* Exercise brief
Search the material below for the word "index". Copy every line that has it.
+++
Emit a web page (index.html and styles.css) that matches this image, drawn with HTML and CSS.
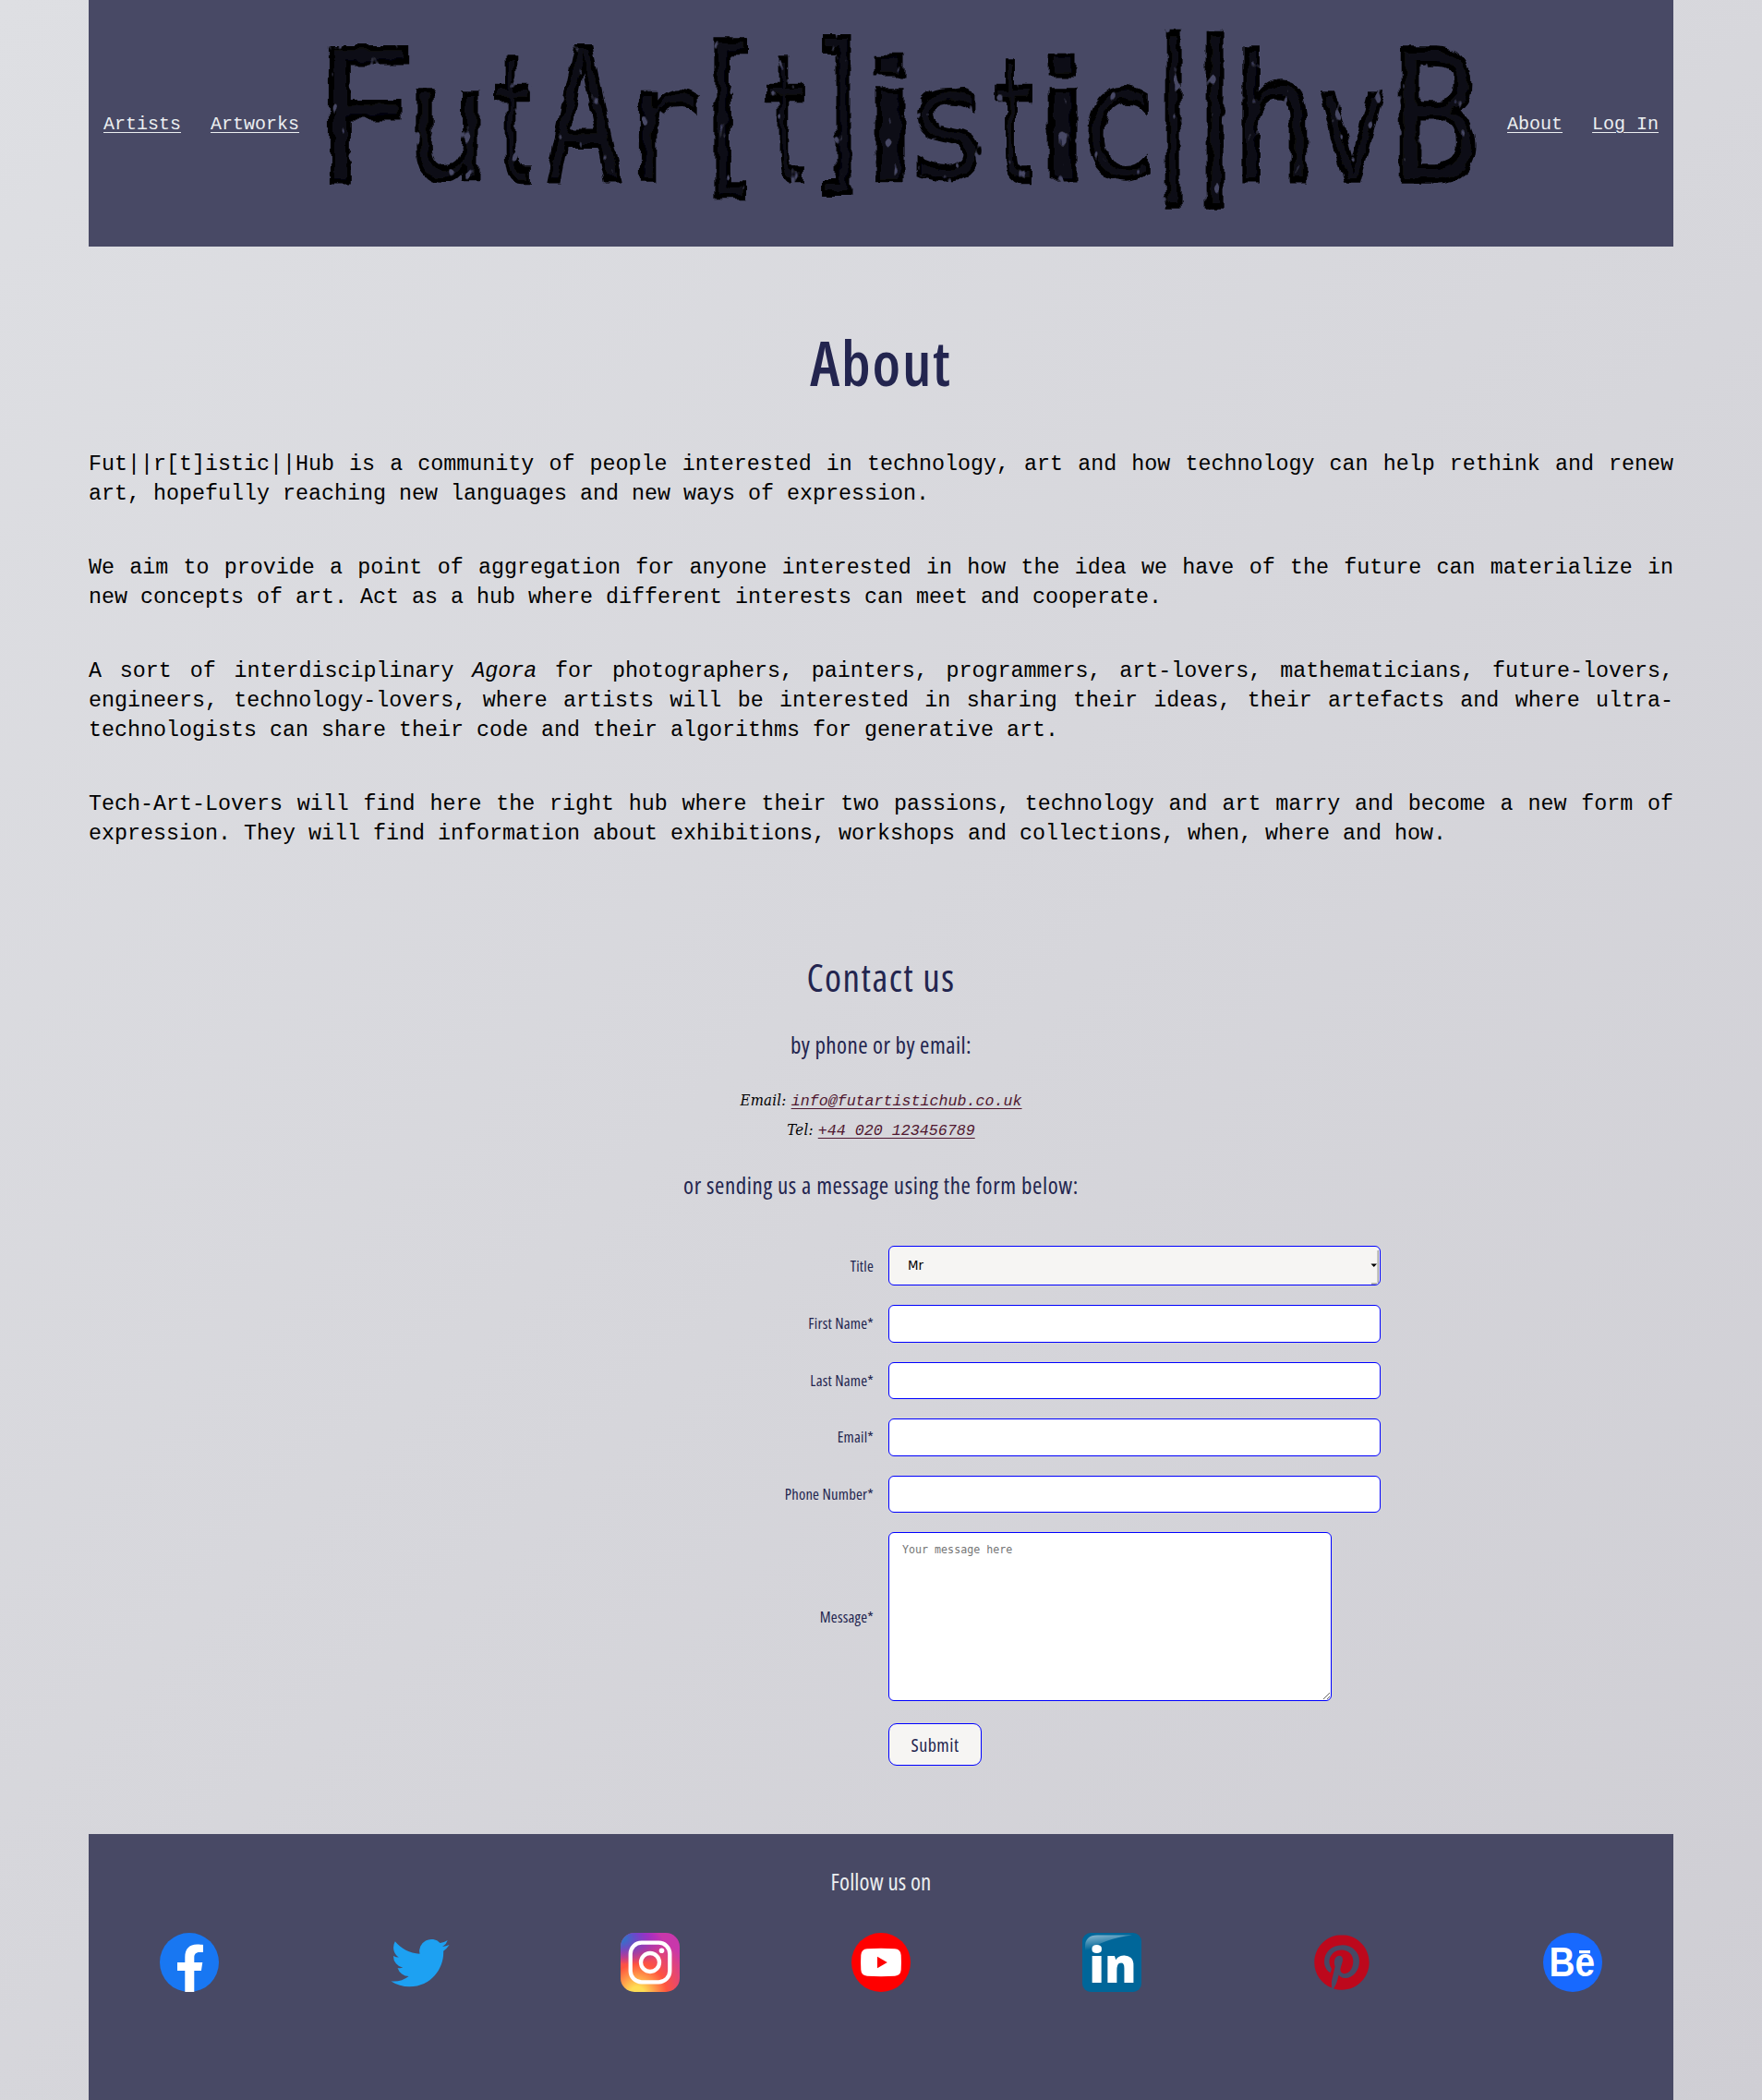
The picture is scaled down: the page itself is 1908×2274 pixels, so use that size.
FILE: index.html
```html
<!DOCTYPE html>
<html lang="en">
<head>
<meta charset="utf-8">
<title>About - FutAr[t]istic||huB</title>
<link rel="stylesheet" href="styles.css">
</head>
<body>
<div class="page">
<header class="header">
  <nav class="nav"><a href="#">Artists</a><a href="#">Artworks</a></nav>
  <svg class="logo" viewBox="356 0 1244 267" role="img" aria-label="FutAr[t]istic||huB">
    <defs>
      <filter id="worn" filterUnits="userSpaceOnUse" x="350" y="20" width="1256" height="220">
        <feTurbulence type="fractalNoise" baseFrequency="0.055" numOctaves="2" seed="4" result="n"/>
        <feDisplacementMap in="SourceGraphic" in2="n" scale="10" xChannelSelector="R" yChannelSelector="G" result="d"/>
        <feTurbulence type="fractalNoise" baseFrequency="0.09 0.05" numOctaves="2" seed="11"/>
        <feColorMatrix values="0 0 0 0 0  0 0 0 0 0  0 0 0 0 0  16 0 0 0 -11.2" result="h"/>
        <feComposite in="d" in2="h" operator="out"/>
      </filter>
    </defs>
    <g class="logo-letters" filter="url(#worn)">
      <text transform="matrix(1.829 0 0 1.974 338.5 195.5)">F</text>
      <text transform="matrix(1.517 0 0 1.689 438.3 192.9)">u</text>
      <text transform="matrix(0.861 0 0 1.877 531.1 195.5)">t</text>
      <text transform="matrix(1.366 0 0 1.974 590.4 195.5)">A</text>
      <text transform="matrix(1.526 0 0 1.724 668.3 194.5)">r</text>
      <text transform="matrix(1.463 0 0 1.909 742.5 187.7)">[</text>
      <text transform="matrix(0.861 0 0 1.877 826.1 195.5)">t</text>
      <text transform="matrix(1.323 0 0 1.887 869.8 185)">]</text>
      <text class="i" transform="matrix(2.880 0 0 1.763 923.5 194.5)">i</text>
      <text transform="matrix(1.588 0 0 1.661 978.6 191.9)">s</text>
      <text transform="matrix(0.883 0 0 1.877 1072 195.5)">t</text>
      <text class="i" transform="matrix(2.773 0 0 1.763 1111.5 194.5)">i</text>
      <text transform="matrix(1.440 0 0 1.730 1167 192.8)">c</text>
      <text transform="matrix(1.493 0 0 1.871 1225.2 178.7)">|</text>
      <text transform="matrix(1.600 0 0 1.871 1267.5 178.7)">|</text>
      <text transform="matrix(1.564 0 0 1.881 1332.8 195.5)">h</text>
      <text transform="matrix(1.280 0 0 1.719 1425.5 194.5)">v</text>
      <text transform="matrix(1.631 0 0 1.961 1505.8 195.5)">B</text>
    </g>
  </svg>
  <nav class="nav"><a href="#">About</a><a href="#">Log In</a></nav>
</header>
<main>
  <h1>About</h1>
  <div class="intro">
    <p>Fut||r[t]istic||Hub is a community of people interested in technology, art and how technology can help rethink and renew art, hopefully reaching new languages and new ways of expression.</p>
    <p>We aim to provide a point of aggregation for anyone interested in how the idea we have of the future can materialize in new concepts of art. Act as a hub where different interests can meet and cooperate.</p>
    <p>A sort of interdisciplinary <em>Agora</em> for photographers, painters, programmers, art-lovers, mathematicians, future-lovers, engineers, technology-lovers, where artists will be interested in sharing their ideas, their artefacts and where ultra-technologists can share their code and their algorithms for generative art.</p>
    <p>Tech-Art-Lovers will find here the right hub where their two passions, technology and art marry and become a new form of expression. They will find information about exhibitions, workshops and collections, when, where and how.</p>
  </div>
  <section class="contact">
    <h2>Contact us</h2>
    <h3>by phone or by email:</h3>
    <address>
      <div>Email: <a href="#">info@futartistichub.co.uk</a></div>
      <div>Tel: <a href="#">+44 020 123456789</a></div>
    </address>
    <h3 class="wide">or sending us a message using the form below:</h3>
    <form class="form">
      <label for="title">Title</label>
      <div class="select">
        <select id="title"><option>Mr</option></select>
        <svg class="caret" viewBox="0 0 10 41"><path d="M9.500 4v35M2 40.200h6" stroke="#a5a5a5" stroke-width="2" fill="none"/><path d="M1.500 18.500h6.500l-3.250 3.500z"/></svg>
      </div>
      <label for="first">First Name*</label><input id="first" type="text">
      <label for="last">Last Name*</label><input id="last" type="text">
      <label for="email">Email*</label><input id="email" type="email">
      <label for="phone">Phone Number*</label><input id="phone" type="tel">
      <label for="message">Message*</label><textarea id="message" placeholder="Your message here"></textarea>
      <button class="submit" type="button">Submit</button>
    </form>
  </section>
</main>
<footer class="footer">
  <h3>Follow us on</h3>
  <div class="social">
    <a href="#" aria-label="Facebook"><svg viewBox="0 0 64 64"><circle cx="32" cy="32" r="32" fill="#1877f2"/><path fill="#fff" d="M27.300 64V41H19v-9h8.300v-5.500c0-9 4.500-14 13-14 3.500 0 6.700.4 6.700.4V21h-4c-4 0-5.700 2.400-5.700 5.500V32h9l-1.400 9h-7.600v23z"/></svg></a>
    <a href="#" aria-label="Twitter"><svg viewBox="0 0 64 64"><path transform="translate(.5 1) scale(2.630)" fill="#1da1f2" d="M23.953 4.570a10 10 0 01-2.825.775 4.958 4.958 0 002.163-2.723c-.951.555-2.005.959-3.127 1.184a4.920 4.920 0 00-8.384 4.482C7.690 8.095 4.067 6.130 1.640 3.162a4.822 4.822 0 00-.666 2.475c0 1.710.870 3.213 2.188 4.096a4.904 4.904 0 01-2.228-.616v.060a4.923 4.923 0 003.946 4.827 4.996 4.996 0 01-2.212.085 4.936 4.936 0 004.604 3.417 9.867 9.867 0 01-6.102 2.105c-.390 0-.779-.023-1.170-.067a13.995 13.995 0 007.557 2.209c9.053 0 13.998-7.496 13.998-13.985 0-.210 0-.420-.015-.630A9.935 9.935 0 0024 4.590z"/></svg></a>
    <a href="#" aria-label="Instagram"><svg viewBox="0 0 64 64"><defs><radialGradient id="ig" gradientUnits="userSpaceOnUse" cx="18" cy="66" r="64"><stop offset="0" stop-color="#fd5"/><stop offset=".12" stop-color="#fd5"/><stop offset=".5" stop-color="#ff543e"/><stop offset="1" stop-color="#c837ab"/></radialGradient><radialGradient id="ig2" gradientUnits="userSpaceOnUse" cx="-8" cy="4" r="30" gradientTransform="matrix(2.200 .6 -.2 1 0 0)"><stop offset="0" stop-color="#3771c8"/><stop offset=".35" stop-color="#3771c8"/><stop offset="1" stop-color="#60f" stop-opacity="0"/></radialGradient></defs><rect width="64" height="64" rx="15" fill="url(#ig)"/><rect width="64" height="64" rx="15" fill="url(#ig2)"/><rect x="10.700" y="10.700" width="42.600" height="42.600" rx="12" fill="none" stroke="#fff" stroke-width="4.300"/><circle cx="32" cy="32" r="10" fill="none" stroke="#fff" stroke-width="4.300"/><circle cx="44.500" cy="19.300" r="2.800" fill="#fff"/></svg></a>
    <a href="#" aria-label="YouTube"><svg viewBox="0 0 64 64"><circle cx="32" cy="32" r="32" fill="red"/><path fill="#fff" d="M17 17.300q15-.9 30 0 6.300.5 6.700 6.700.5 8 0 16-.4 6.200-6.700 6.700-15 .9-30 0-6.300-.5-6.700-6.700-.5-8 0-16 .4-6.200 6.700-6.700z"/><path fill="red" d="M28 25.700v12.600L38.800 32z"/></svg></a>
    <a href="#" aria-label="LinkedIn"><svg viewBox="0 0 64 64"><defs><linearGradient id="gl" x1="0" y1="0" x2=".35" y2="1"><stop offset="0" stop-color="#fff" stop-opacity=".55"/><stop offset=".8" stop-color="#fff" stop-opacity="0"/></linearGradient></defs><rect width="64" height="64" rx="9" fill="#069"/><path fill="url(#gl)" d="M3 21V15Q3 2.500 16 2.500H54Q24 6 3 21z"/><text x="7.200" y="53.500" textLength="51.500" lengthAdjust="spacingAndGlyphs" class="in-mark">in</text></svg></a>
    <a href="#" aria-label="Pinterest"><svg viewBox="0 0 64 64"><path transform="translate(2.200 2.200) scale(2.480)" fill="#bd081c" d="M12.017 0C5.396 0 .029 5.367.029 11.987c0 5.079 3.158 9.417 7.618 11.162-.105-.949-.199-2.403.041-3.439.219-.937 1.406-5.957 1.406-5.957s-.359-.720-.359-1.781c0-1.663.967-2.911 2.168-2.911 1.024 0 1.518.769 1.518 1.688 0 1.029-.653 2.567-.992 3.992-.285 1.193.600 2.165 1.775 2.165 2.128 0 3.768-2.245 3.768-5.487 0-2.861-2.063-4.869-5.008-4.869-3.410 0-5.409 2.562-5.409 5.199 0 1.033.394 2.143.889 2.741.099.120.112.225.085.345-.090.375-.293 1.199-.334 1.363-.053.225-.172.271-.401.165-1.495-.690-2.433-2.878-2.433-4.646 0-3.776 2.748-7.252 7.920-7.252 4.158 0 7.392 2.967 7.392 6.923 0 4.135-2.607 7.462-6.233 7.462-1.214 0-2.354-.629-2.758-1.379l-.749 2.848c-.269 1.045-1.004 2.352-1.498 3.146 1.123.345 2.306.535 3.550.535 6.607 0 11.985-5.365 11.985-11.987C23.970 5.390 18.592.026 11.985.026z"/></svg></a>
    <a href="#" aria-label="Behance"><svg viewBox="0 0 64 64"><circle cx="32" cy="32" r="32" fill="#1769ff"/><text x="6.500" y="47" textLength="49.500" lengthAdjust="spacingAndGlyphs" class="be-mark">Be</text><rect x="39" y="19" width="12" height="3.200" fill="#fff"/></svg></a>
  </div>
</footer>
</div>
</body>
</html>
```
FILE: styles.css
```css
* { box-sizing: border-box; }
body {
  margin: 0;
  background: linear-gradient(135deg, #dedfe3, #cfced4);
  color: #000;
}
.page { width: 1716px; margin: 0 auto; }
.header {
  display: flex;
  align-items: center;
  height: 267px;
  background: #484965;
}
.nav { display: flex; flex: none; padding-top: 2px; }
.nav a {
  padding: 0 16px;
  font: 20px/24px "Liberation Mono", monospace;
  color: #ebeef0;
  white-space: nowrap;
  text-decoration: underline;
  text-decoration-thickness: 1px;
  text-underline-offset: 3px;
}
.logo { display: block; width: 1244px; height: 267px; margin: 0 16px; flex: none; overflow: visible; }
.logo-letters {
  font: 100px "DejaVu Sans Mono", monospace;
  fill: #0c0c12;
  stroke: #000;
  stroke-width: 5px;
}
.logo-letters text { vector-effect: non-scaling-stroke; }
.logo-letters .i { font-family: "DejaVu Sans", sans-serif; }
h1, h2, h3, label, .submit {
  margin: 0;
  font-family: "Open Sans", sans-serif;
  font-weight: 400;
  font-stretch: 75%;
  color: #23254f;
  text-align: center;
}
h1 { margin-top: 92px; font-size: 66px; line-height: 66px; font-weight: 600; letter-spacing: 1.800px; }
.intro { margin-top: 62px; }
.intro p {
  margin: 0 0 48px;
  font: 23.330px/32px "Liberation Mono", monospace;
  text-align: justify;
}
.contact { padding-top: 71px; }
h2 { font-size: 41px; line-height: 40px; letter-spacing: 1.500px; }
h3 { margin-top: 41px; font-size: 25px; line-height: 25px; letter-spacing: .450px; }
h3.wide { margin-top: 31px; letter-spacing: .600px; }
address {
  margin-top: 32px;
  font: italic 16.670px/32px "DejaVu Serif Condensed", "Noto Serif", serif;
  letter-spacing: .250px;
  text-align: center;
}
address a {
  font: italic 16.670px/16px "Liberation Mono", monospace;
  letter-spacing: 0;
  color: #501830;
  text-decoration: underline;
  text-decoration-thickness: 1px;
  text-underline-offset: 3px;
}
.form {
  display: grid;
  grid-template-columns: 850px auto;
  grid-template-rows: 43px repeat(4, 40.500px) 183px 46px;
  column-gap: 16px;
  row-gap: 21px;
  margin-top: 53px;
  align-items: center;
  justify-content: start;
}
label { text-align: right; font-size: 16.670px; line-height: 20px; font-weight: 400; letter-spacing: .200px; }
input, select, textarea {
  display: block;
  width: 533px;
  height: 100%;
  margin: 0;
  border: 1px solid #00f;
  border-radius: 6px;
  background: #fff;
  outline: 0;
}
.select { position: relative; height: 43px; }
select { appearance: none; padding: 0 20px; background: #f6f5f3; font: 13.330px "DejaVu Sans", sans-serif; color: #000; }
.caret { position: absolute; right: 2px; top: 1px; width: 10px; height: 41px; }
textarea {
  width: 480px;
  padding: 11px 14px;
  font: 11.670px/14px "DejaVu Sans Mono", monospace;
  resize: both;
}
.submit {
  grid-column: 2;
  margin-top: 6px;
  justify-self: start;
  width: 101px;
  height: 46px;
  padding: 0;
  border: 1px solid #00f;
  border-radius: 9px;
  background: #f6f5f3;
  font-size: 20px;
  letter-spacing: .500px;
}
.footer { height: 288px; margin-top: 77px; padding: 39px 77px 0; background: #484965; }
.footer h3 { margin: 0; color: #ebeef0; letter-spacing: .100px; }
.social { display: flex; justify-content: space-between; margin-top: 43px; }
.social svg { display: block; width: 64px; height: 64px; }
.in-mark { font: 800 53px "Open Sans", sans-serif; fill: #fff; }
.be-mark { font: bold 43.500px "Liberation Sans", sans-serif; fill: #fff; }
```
+++
* Completed task
Emit a web page (index.html and styles.css) that matches this image, drawn with HTML and CSS.
FILE: index.html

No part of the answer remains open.